Looks that bidirectional part is missing the other way.

Still, I like not using the original PyTorch LSTM and building LSTM from scratch because you have the perfect control of what you build and the platform forces you to be creative.

Yes this code base is very active. The fastai developers are adding features on a daily basis. I love the work they are doing.

I haven’t tried the bidirectional feature yet, but the unidirectional awd-lstm works amazingly well.

Developing a LSTM from scratch is a great way to learn the details.

@Esteban I am positive awd-lstm is probable the best we can get on LSTM since it is part of fastai.

I am just guessing PyTorch LSTM has fewer features comparing to Keras LSTM. I mean if you check the documentation pages, it is obvious.

I liked very much the idea to create LSTM but in a way we started in here.

Note Model1, Model2 and Model3 are RNNs without PyTorch RNN class inside. Model4 and Model5 use PyTorch RNN and GRU.

My question would be: Is it smart we create LSTM modules without using PyTorch RNNs (RNN, GRU or LSTM), but similar to Model1, Model2 and Model3 approach, just using the Embedding layer, Linear layer, Batch norm, and possible few more simple modules if needed, but without using the RNN modules PyTorch introduces?
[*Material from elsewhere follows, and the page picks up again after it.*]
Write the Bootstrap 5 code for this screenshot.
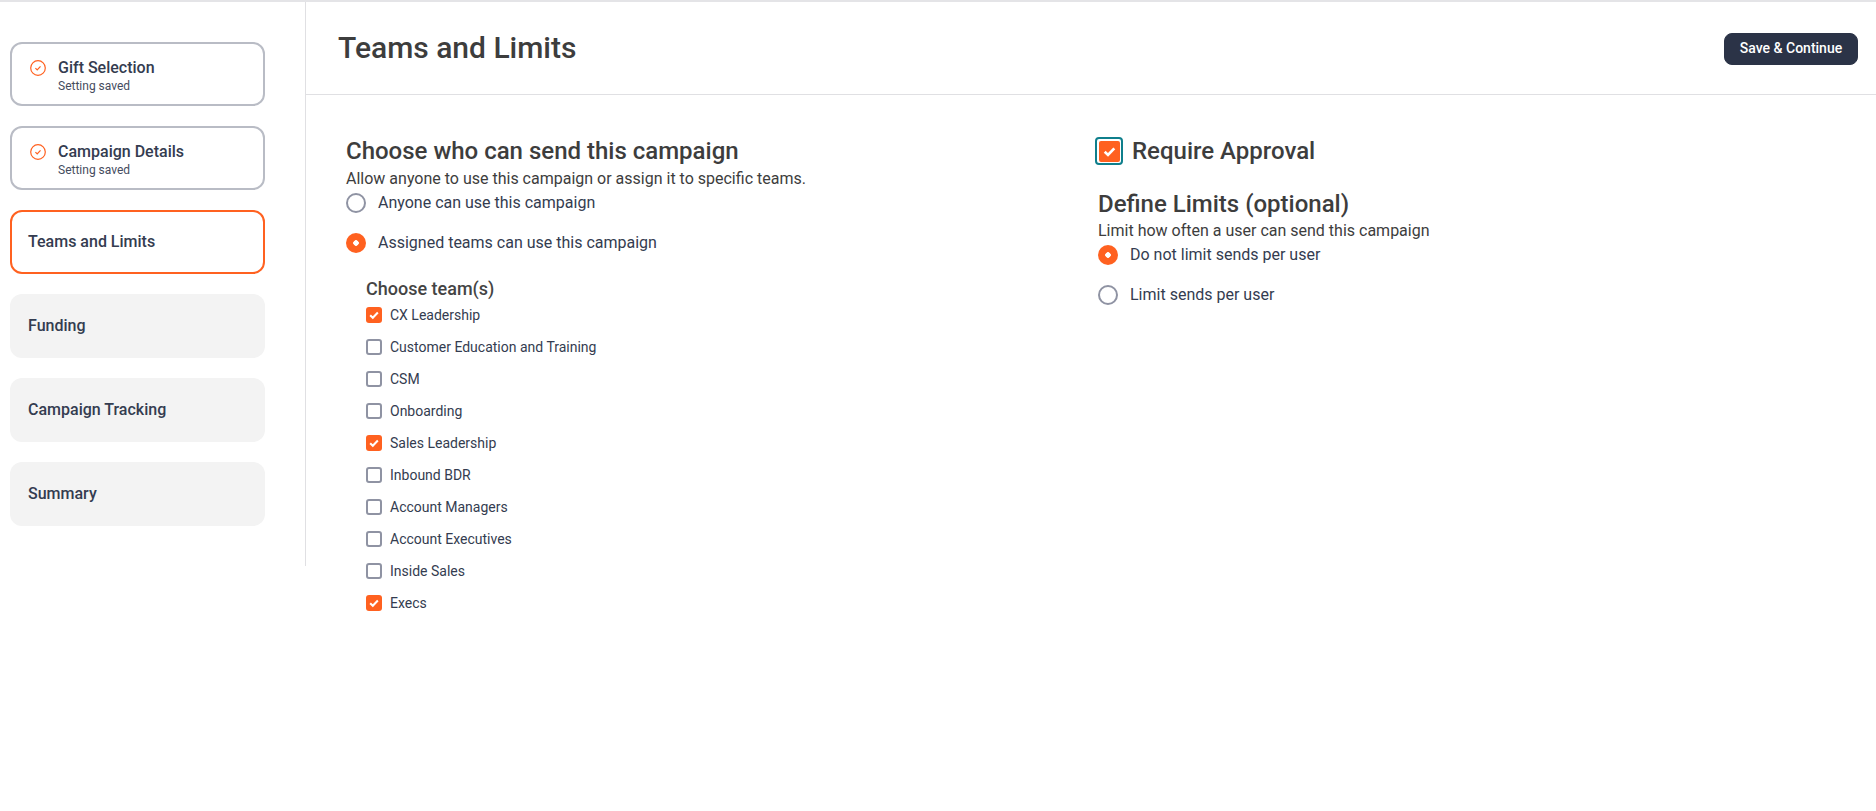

This is just my opinion but, but things like Model1, Model2, a Model3 are great exercises for learning. In practice you will want to leverage (or extend) library implementations like PyTorch RNNs(GRU, LSTM, etc.). The exception might be if you are trying to invent something novel or current library implementations lack the features you need. There are so many opportunities to introduce bugs if you always implement from scratch and it can be hard to compare your work to others. Again this is just my opinion and I don’t want to discourage you from implement things from scratch if you so desire. Most deep learning practitioners will leverage as many library features as they can, but a researcher may play around with implementing features from scratch to advance the state-of-the-art.